For the entries below, how many lines include the word "full"? Give the figure and nothing more.

━━━

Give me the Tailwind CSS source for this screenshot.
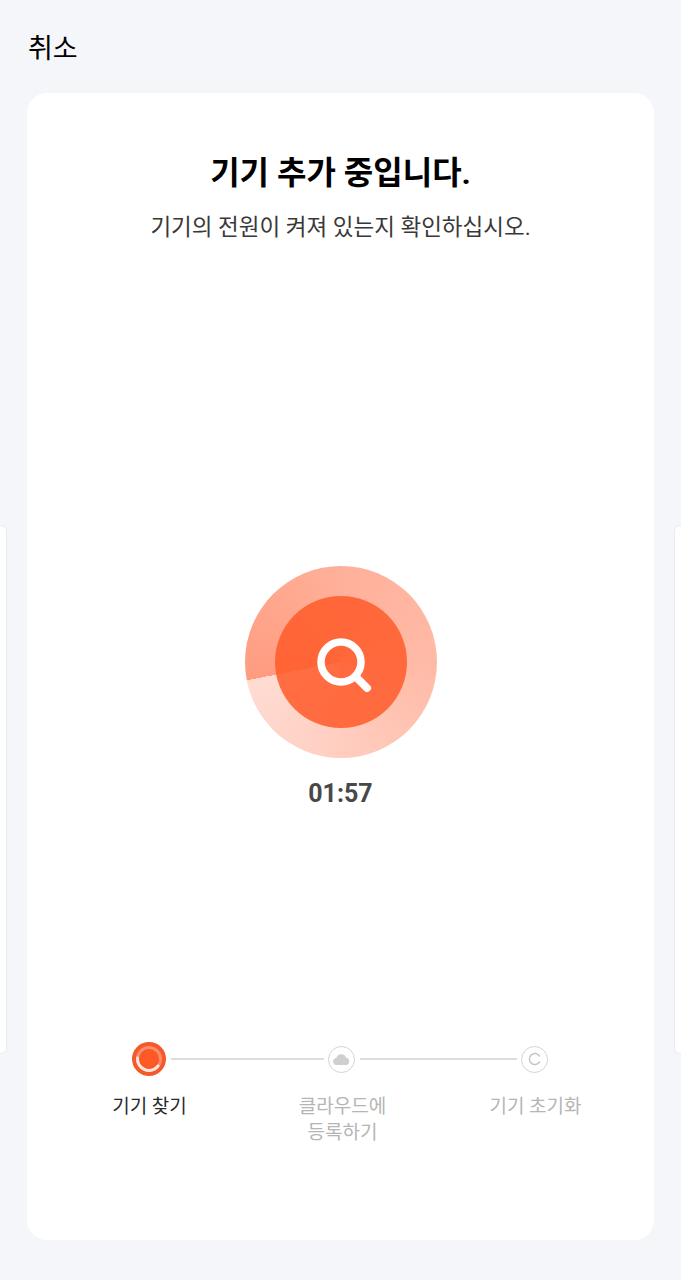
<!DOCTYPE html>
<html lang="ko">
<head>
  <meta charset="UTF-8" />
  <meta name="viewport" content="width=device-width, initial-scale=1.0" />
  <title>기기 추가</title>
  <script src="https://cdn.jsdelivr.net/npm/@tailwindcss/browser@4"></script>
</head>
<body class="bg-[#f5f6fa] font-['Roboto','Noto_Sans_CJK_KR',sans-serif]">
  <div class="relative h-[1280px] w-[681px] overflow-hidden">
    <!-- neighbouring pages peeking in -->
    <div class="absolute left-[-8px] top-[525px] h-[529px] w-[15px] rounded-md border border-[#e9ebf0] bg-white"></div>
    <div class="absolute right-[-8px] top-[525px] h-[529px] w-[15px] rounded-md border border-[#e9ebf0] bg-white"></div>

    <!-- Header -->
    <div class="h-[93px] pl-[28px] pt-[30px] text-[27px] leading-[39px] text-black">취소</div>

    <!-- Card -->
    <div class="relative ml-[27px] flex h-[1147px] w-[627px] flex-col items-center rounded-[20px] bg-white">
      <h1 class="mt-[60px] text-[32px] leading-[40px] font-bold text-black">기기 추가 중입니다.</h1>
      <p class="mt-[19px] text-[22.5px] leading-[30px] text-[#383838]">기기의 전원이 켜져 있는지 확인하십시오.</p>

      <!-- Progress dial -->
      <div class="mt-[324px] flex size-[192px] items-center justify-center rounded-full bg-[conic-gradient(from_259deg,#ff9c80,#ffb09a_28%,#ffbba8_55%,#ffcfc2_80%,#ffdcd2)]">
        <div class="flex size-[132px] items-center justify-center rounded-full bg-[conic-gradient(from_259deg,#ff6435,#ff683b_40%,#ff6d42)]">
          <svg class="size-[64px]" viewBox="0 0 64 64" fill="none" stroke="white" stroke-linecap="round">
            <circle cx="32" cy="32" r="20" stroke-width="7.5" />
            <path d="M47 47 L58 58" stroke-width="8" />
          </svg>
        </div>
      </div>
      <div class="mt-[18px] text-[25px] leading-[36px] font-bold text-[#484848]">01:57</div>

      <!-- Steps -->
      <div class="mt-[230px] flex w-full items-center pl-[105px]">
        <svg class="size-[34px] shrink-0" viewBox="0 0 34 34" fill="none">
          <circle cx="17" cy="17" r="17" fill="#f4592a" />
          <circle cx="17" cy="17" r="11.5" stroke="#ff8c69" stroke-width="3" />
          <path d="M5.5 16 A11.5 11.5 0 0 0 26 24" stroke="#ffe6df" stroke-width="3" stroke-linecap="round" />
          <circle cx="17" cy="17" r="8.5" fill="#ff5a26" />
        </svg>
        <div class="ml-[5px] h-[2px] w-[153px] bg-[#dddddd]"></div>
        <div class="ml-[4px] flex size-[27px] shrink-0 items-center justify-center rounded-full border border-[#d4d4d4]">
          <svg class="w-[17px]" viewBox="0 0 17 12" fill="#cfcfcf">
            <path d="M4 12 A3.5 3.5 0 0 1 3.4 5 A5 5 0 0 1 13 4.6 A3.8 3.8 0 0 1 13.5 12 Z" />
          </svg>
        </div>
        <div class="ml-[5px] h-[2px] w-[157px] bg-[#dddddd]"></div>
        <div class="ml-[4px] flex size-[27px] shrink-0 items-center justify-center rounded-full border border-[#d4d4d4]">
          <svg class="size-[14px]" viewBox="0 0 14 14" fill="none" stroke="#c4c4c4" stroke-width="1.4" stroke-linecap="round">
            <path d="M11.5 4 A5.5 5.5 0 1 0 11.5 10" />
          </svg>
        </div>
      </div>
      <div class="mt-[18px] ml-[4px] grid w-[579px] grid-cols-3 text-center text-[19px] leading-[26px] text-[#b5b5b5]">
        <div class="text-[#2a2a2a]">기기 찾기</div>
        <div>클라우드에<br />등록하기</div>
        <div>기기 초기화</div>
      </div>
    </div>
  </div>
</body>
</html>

━━━

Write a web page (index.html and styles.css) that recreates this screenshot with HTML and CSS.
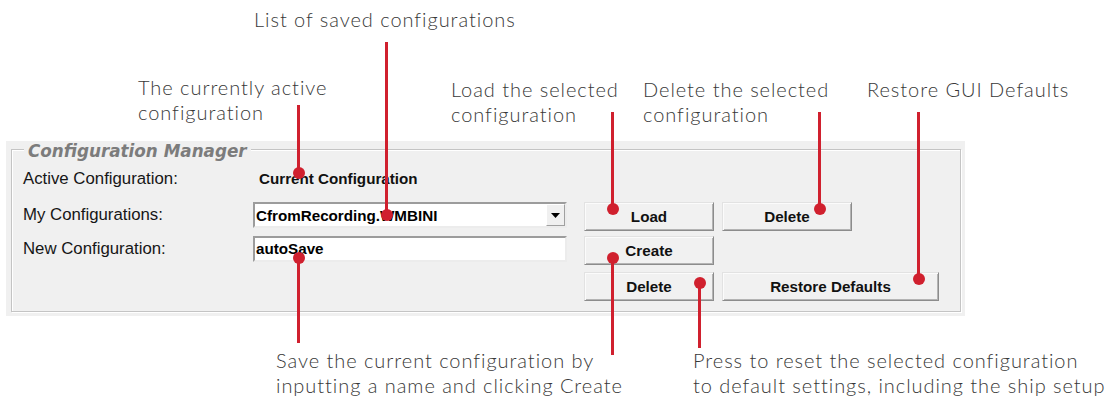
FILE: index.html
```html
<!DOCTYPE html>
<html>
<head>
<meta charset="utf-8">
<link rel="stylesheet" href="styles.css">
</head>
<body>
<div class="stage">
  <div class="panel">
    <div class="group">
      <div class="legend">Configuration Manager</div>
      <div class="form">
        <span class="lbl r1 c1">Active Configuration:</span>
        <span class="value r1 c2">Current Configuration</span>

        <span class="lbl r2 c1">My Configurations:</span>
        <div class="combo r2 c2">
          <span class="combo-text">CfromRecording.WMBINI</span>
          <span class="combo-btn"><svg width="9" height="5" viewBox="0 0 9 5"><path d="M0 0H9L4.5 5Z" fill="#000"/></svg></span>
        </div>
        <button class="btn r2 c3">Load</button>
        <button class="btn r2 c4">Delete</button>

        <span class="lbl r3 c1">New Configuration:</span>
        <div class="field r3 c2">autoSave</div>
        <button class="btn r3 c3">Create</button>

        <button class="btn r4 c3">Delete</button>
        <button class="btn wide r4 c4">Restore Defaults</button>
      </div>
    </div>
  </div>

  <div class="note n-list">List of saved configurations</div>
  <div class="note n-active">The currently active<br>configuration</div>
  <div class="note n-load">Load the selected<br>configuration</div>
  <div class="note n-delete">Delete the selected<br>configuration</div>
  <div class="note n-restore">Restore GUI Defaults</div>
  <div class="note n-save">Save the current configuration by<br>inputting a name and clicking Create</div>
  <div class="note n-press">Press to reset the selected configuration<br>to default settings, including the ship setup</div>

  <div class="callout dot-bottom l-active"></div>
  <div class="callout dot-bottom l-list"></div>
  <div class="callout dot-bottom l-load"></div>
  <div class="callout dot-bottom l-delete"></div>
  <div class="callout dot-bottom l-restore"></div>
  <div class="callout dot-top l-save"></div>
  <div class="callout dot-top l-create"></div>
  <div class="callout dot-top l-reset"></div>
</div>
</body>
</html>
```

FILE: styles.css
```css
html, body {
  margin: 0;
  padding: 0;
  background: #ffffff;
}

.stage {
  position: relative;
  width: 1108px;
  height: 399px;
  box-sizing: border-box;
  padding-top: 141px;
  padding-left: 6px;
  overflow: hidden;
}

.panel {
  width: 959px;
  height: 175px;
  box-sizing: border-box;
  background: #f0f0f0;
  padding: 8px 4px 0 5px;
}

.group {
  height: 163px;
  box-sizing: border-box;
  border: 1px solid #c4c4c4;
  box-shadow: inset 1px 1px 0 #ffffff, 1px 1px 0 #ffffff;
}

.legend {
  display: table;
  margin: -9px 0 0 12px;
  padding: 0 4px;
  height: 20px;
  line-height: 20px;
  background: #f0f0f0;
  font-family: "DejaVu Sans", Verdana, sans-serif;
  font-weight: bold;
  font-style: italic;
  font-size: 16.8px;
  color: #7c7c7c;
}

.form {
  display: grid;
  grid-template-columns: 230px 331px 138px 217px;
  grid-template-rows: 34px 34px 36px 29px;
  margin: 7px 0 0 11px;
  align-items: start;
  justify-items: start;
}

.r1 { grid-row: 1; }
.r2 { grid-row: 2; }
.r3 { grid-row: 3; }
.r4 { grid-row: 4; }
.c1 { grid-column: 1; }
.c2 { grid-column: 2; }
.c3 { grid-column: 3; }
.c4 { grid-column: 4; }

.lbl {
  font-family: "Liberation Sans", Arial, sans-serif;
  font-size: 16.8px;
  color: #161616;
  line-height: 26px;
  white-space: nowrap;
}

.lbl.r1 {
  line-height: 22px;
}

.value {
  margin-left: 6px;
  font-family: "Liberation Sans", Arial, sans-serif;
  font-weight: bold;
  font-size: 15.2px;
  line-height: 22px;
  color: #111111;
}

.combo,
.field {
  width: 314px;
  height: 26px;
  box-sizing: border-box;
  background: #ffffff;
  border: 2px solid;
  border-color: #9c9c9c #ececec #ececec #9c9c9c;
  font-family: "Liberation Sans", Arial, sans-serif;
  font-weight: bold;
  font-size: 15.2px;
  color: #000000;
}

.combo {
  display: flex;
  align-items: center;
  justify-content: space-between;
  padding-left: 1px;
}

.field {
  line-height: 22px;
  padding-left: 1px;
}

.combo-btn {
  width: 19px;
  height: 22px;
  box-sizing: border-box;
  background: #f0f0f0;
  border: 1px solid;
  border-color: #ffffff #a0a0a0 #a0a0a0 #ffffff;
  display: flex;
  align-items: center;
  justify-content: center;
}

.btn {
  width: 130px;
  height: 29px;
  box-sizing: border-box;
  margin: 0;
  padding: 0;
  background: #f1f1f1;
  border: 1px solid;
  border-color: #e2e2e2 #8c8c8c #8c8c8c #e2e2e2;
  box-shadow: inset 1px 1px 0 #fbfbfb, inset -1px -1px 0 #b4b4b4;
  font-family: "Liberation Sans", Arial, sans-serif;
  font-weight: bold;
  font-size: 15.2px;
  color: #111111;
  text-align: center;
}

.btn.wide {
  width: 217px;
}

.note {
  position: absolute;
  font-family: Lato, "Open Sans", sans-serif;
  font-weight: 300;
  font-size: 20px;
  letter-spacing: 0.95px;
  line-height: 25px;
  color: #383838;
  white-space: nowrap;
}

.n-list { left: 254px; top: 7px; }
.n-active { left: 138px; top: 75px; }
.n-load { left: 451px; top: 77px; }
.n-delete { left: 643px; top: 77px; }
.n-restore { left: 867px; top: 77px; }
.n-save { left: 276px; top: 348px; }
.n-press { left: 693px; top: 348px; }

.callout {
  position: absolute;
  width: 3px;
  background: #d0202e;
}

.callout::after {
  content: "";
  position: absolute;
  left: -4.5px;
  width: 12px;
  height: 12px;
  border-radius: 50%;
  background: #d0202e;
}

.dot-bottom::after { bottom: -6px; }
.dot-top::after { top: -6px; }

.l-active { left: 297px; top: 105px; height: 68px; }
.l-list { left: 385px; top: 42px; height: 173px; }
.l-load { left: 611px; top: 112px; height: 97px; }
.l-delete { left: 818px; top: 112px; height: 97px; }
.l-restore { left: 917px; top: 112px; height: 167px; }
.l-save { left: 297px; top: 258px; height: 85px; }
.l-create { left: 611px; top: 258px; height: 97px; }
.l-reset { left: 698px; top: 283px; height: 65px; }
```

━━━

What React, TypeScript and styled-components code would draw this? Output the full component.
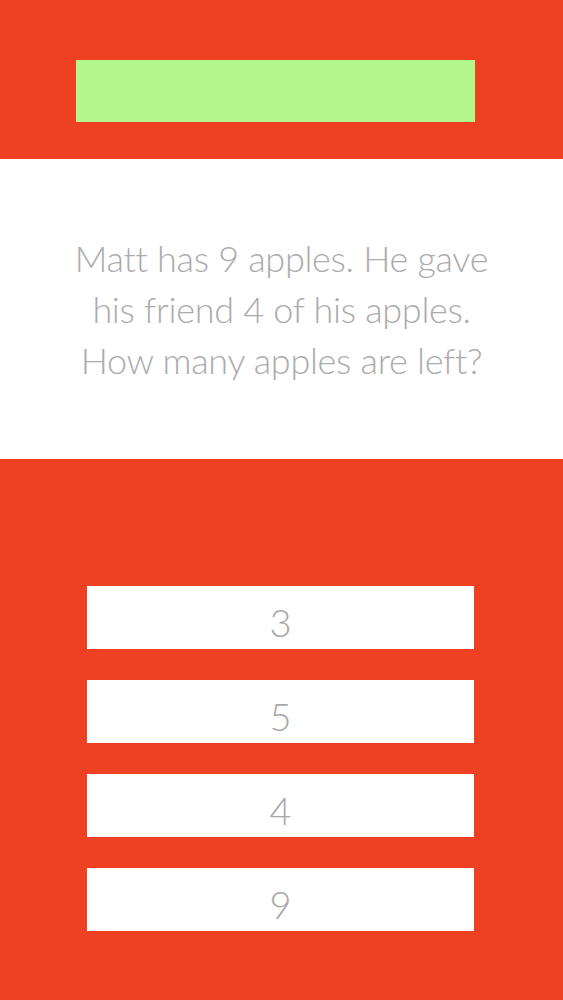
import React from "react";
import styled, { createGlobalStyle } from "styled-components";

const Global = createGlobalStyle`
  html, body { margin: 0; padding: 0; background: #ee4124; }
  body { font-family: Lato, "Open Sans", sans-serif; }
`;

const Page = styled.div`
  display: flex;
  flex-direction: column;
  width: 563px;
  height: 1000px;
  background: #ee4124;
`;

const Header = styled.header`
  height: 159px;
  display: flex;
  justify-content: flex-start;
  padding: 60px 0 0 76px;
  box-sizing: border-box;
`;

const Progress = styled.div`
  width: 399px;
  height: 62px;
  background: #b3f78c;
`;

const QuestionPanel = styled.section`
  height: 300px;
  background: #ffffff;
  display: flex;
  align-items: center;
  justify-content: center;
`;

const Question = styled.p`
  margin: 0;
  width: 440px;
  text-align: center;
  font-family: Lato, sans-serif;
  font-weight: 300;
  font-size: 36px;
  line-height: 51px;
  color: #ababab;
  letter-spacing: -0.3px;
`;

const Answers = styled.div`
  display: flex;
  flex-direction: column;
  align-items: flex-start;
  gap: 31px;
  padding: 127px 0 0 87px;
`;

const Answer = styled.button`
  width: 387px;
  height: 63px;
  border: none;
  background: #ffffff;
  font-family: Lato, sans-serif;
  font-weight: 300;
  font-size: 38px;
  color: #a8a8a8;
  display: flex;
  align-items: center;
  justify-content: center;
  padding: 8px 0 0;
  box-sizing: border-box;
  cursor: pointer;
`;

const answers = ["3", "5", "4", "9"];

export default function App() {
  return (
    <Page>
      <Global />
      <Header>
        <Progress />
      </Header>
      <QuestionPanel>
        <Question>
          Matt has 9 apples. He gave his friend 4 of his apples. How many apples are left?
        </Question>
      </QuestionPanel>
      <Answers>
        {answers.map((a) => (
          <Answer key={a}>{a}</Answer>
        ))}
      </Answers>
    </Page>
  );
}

━━━

[Written solution]: 6